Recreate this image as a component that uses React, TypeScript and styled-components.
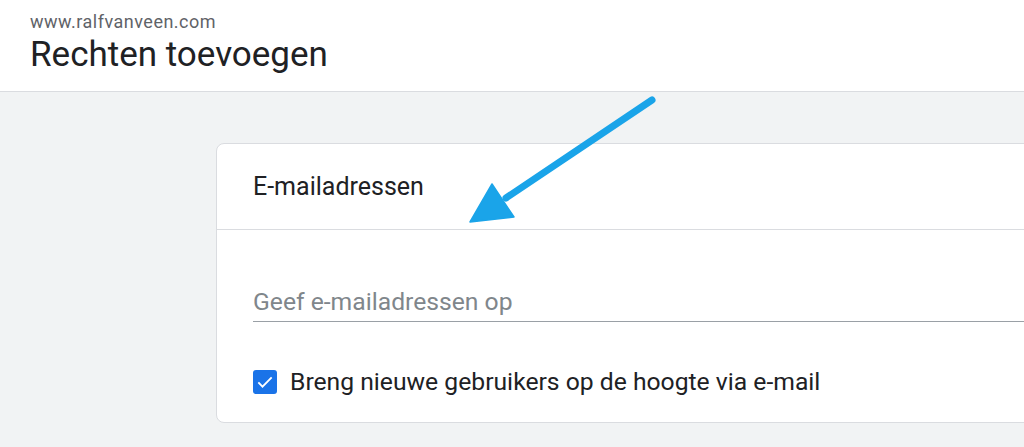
import styled, { createGlobalStyle } from 'styled-components';

const GlobalStyle = createGlobalStyle`
	html, body {
		margin: 0;
		padding: 0;
		background: #f1f3f4;
		font-family: Roboto, 'Noto Sans', Arial, sans-serif;
		overflow: hidden;
	}
`;

const App = () => {
	return (
		<>
			<GlobalStyle />
			<SPage>
				<Header>
					<SiteName>www.ralfvanveen.com</SiteName>
					<Title>Rechten toevoegen</Title>
				</Header>
				<Main>
					<Card>
						<CardHeader>E-mailadressen</CardHeader>
						<CardBody>
							<EmailInput placeholder='Geef e-mailadressen op' type='text' />
							<CheckRow>
								<CheckBox>
									<svg width='20' height='20' viewBox='0 0 24 24'>
										<path d='M4 12.5l5 5L20 6.5' fill='none' stroke='#fff' strokeWidth='2.2' />
									</svg>
								</CheckBox>
								<CheckLabel>Breng nieuwe gebruikers op de hoogte via e-mail</CheckLabel>
							</CheckRow>
						</CardBody>
					</Card>
				</Main>
				<Arrow width='200' height='140' viewBox='0 0 200 140'>
					<line x1='184' y1='8' x2='38' y2='106' stroke='#1aa4e9' strokeWidth='7' strokeLinecap='round' />
					<polygon points='2,130 24,92 46,125' fill='#1aa4e9' stroke='#1aa4e9' strokeWidth='1.5' strokeLinejoin='round' />
				</Arrow>
			</SPage>
		</>
	);
};

export default App;

const SPage = styled.div`
	position: relative;
	height: 447px;
	width: 1024px;
	overflow: hidden;
`;

const Header = styled.div`
	height: 92px;
	background: #fff;
	border-bottom: 1px solid #dadce0;
	padding: 12px 0 0 30px;
	box-sizing: border-box;
`;

const SiteName = styled.div`
	font-size: 18px;
	line-height: 20px;
	color: #5f6368;
	letter-spacing: 0.5px;
`;

const Title = styled.div`
	margin-top: 3px;
	font-size: 35px;
	line-height: 40px;
	color: #202124;
`;

const Main = styled.div`
	padding: 51px 0 0 216px;
`;

const Card = styled.div`
	width: 900px;
	height: 280px;
	box-sizing: border-box;
	background: #fff;
	border: 1px solid #dadce0;
	border-radius: 8px;
`;

const CardHeader = styled.div`
	height: 85px;
	display: flex;
	align-items: center;
	padding-left: 36px;
	border-bottom: 1px solid #dadce0;
	font-size: 25px;
	color: #202124;
`;

const CardBody = styled.div`
	padding: 46px 36px 0;
	display: flex;
	flex-direction: column;
`;

const EmailInput = styled.input`
	width: 100%;
	height: 46px;
	box-sizing: border-box;
	border: none;
	border-bottom: 1px solid #9aa0a6;
	outline: none;
	padding: 6px 0 0;
	font-family: inherit;
	font-size: 24.7px;
	color: #202124;
	background: transparent;

	&::placeholder {
		color: #80868b;
	}
`;

const CheckRow = styled.div`
	margin-top: 45px;
	display: flex;
	align-items: center;
	gap: 13px;
`;

const CheckBox = styled.div`
	width: 24px;
	height: 24px;
	flex-shrink: 0;
	border-radius: 3px;
	background: #1a73e8;
	display: flex;
	align-items: center;
	justify-content: center;
`;

const CheckLabel = styled.div`
	font-size: 24.7px;
	color: #202124;
`;

const Arrow = styled.svg`
	position: absolute;
	left: 468px;
	top: 92px;
`;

★ ★ ★ ★ ★ ★ ★

TASK –
Extract every line containing the string "components" from the material.

TASK SOLUTION –
Recreate this image as a component that uses React, TypeScript and styled-components.
import styled, { createGlobalStyle } from 'styled-components';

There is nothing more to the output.